Operators can specify a namespace value in a consul stanza at the job, task group, or task level. Services defined within the same block will be registered in the given Consul namespace:

nomad job run -consul-token <token-of-namespace> job.nomad

Additionally, if a Consul namespace is not explicitly defined in the job configuration file, users can pass in a Consul ACL token via the nomad run command. This registers any Consul services in the token’s associated namespace.

»License Autoloading

Nomad licenses are now automatically read from the file system when a Nomad server agent starts:

server {
  enabled  	= true
  license_path = "/opt/nomad/license.hclc"
}

Nomad licenses can be set by adding a license_path to the server configuration, or by using NOMAD_LICENSE or NOMAD_LICENSE_PATH environment variables when launching a server agent. See the Nomad licensing documentation for more details.

The nomad license put command and the PUT v1/operator/license API endpoint have been removed in favor of autoloading licenses. This is a breaking change for Nomad enterprise users. See the 1.1 upgrade guide for more details.

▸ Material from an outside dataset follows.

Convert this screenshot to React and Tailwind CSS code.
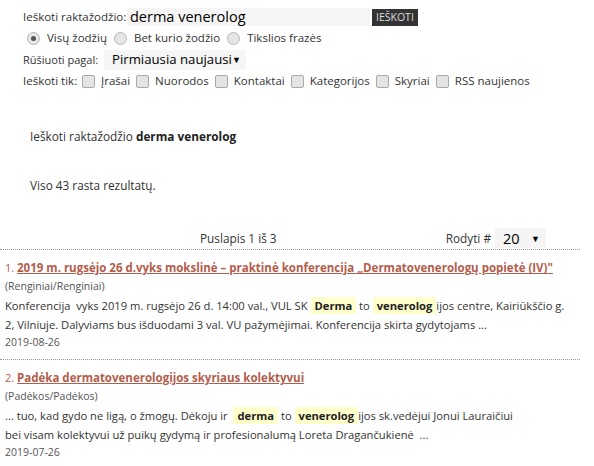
import React from 'react'

const font = { fontFamily: '"Open Sans", "Noto Sans", sans-serif' }

function Radio({ checked }) {
  return (
    <span className="inline-flex w-[13px] h-[13px] rounded-full border border-[#b5b5b5] bg-[#e6e6e6] items-center justify-center">
      {checked && <span className="w-[5px] h-[5px] rounded-full bg-[#555]"></span>}
    </span>
  )
}

function Check() {
  return <span className="inline-block w-[13px] h-[13px] rounded-[2px] border border-[#a9a9a9] bg-[#e4e4e4]"></span>
}

function Hl({ children }) {
  return <span className="bg-[#ffffcc] font-bold text-[#222] px-[4px] py-[1px]">{children}</span>
}

export default function App() {
  const filtrai = ['Įrašai', 'Nuorodos', 'Kontaktai', 'Kategorijos', 'Skyriai', 'RSS naujienos']

  return (
    <div className="w-[594px] h-[466px] bg-white text-[#333] overflow-hidden text-[11.8px]" style={font}>
      {/* Paieškos forma */}
      <div className="pl-[23px] pt-[8px] text-[11.5px]">
        <div className="flex items-center h-[18px] whitespace-nowrap">
          <span className="w-[104px] shrink-0">Ieškoti raktažodžio:</span>
          <span className="w-[243px] shrink-0 h-[18px] bg-[#f5f5f5] text-[14.5px] text-black pl-[3px] leading-[18px]">derma venerolog</span>
          <span className="ml-[2px] bg-[#333] text-[#ddd] text-[10.5px] h-[17px] px-[4px] leading-[17px]">IEŠKOTI</span>
        </div>
        <div className="flex items-center h-[24px] pl-[4px] whitespace-nowrap">
          <Radio checked /><span className="ml-[7px] mr-[7px]">Visų žodžių</span>
          <Radio /><span className="ml-[7px] mr-[7px]">Bet kurio žodžio</span>
          <Radio /><span className="ml-[7px]">Tikslios frazės</span>
        </div>
        <div className="flex items-center h-[20px] whitespace-nowrap">
          <span className="w-[81px] shrink-0 text-[11px]">Rūšiuoti pagal:</span>
          <span className="w-[142px] shrink-0 h-[20px] bg-[#f5f5f5] text-[13.2px] text-black pl-[8px] flex items-center">
            Pirmiausia naujausi
            <span className="ml-auto mr-[5px] text-[9px]">▼</span>
          </span>
        </div>
        <div className="flex items-center h-[22px] whitespace-nowrap">
          <span className="w-[59px] shrink-0">Ieškoti tik:</span>
          {filtrai.map(f => (
            <span key={f} className="flex items-center mr-[6px]">
              <Check /><span className="ml-[6px]">{f}</span>
            </span>
          ))}
        </div>
      </div>

      <div className="pl-[30px] pt-[36px]">
        Ieškoti raktažodžio <b className="text-[#222]">derma venerolog</b>
      </div>
      <div className="pl-[30px] pt-[31px]">Viso 43 rasta rezultatų.</div>

      {/* Puslapiavimas */}
      <div className="flex items-center h-[20px] mt-[34px] w-[546px] whitespace-nowrap">
        <span className="ml-[200px]">Puslapis 1 iš 3</span>
        <span className="ml-auto">Rodyti #</span>
        <span className="ml-[4px] w-[51px] h-[20px] bg-[#f5f5f5] text-[14.5px] text-black pl-[8px] flex items-center">
          20<span className="ml-auto mr-[6px] text-[9px]">▼</span>
        </span>
      </div>
      <div className="w-[580px] border-b border-dotted border-[#999] mt-[1px]"></div>

      {/* Rezultatai */}
      <div className="pl-[5px] w-[580px] pt-[9px] pb-[9px] border-b border-dotted border-[#999] text-[11.2px]">
        <div className="text-[#b35d4c] leading-[18px] whitespace-nowrap">
          <span className="text-[11px]">1. </span>
          <a className="font-bold underline text-[11.5px]">2019 m. rugsėjo 26 d.vyks mokslinė – praktinė konferencija „Dermatovenerologų popietė (IV)"</a>
        </div>
        <div className="text-[10.5px] text-[#555] leading-[19px]">(Renginiai/Renginiai)</div>
        <div className="leading-[19px] whitespace-nowrap">
          Konferencija{'\u00a0'} vyks 2019 m. rugsėjo 26 d. 14:00 val., VUL SK <Hl>Derma</Hl> to <Hl>venerolog</Hl>ijos centre, Kairiūkščio g.
        </div>
        <div className="leading-[19px] whitespace-nowrap">
          2, Vilniuje. Dalyviams bus išduodami 3 val. VU pažymėjimai. Konferencija skirta gydytojams ...
        </div>
        <div className="text-[10.5px] text-[#555] leading-[16px]">2019-08-26</div>
      </div>

      <div className="pl-[5px] w-[580px] pt-[9px] text-[11.2px]">
        <div className="text-[#b35d4c] leading-[18px] whitespace-nowrap">
          <span className="text-[11px]">2. </span>
          <a className="font-bold underline text-[11.5px]">Padėka dermatovenerologijos skyriaus kolektyvui </a>
        </div>
        <div className="text-[10.5px] text-[#555] leading-[19px]">(Padėkos/Padėkos)</div>
        <div className="leading-[19px] whitespace-nowrap">
          ... tuo, kad gydo ne ligą, o žmogų. Dėkoju ir{'\u00a0'} <Hl>derma</Hl> to <Hl>venerolog</Hl>ijos sk.vedėjui Jonui Lauraičiui
        </div>
        <div className="leading-[19px] whitespace-nowrap">
          bei visam kolektyvui už puikų gydymą ir profesionalumą Loreta Dragančukienė{'\u00a0'} ...
        </div>
        <div className="text-[10.5px] text-[#555] leading-[16px]">2019-07-26</div>
      </div>
    </div>
  )
}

If you would like to try Nomad Enterprise, get started with a 30-day trial license.

»Autoscaling Improvements

In Nomad 1.1., you can tune application and cluster autoscaling more precisely using three new strategies:

The pass-through strategy allows users to defer scaling logic to their APM of choice.
The fixed-value strategy maintains a fixed number of nodes.
The threshold strategy lets you toggle different scaling strategies based on whether a tracked metric is within a defined range.

See Nomad’s plugin documentation for more details.

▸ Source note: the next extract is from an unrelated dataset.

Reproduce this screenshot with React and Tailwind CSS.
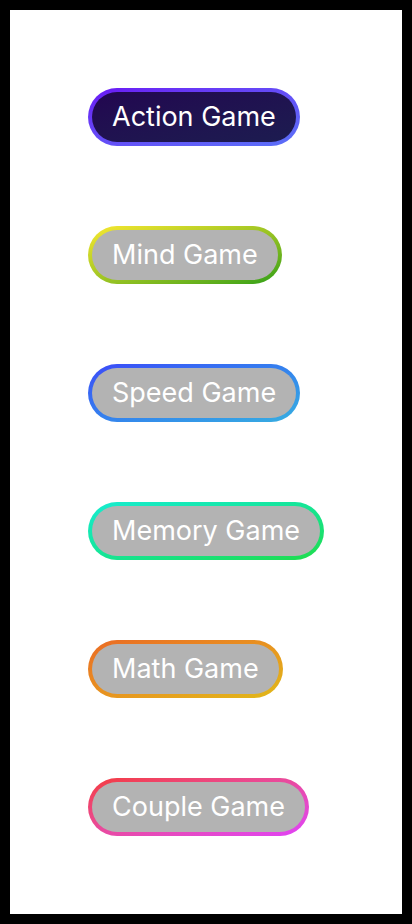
import React from "react";

const items = [
  { label: "Action Game", border: "bg-linear-to-br from-[#6a0ff5] to-[#5a70f8]", inner: "bg-linear-to-br from-[#220650] to-[#1c1c50]" },
  { label: "Mind Game", border: "bg-linear-to-br from-[#f8e830] to-[#28a018]", inner: "bg-[#b3b3b3]" },
  { label: "Speed Game", border: "bg-linear-to-br from-[#3c48f8] to-[#38aee0]", inner: "bg-[#b3b3b3]" },
  { label: "Memory Game", border: "bg-linear-to-br from-[#18ecd0] to-[#20dc48]", inner: "bg-[#b3b3b3]" },
  { label: "Math Game", border: "bg-linear-to-br from-[#ea6a24] to-[#e0b818]", inner: "bg-[#b3b3b3]" },
  { label: "Couple Game", border: "bg-linear-to-br from-[#f43a3a] to-[#e040f8]", inner: "bg-[#b3b3b3]" },
];

export default function App() {
  return (
    <div className="w-[412px] h-[924px] bg-black p-[10px]">
      <div className="w-full h-full bg-white flex flex-col items-start pl-[78px] pt-[78px] gap-[80px]">
        {items.map((it) => (
          <div key={it.label} className={`rounded-full p-[4px] ${it.border}`}>
            <div
              className={`rounded-full h-[50px] px-[20px] pb-[2px] flex items-center text-white text-[27px] leading-none ${it.inner}`}
              style={{ fontFamily: "Inter, 'Noto Sans', sans-serif" }}
            >
              {it.label}
            </div>
          </div>
        ))}
      </div>
    </div>
  );
}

The Nomad Autoscaler now officially supports horizontal cluster autoscaling for AWS Auto Scaling groups, Google Cloud managed instance groups, and Microsoft Azure virtual machine scale sets. Additional targets such as Digital Ocean, OpenStack, and Hetzner Cloud are supported via community plugins.

»Ecosystem Integration Update

The Nomad team plans to continue its significant investments in the ecosystem. In the past year, we have added CSI and CNI support and built our application and cluster autoscaler for three major cloud providers.

To better facilitate collaboration and contribution with ecosystem partners, we have launched the Nomad integration program, a self-service process with links and guidance to information sources, defined steps, and checkpoints. Check the integration program page to learn more about the program and check our dedicated ecosystem page to explore more integration solutions.

»What’s Next for Nomad 1.1

We encourage you to experiment with the new features in Nomad 1.1 but recommend against using this beta build in a production environment. We are eager to see how these new features enhance your Nomad experience. If you encounter an issue, please file a new bug report in GitHub and we'll take a look.

To watch new features in action, register the webinar here.

Finally, on behalf of the Nomad team, I’d like to conclude with a big “thank you” to our amazing community! Your dedication and bug reports help us make Nomad better. We are deeply grateful for your time, passion, and support.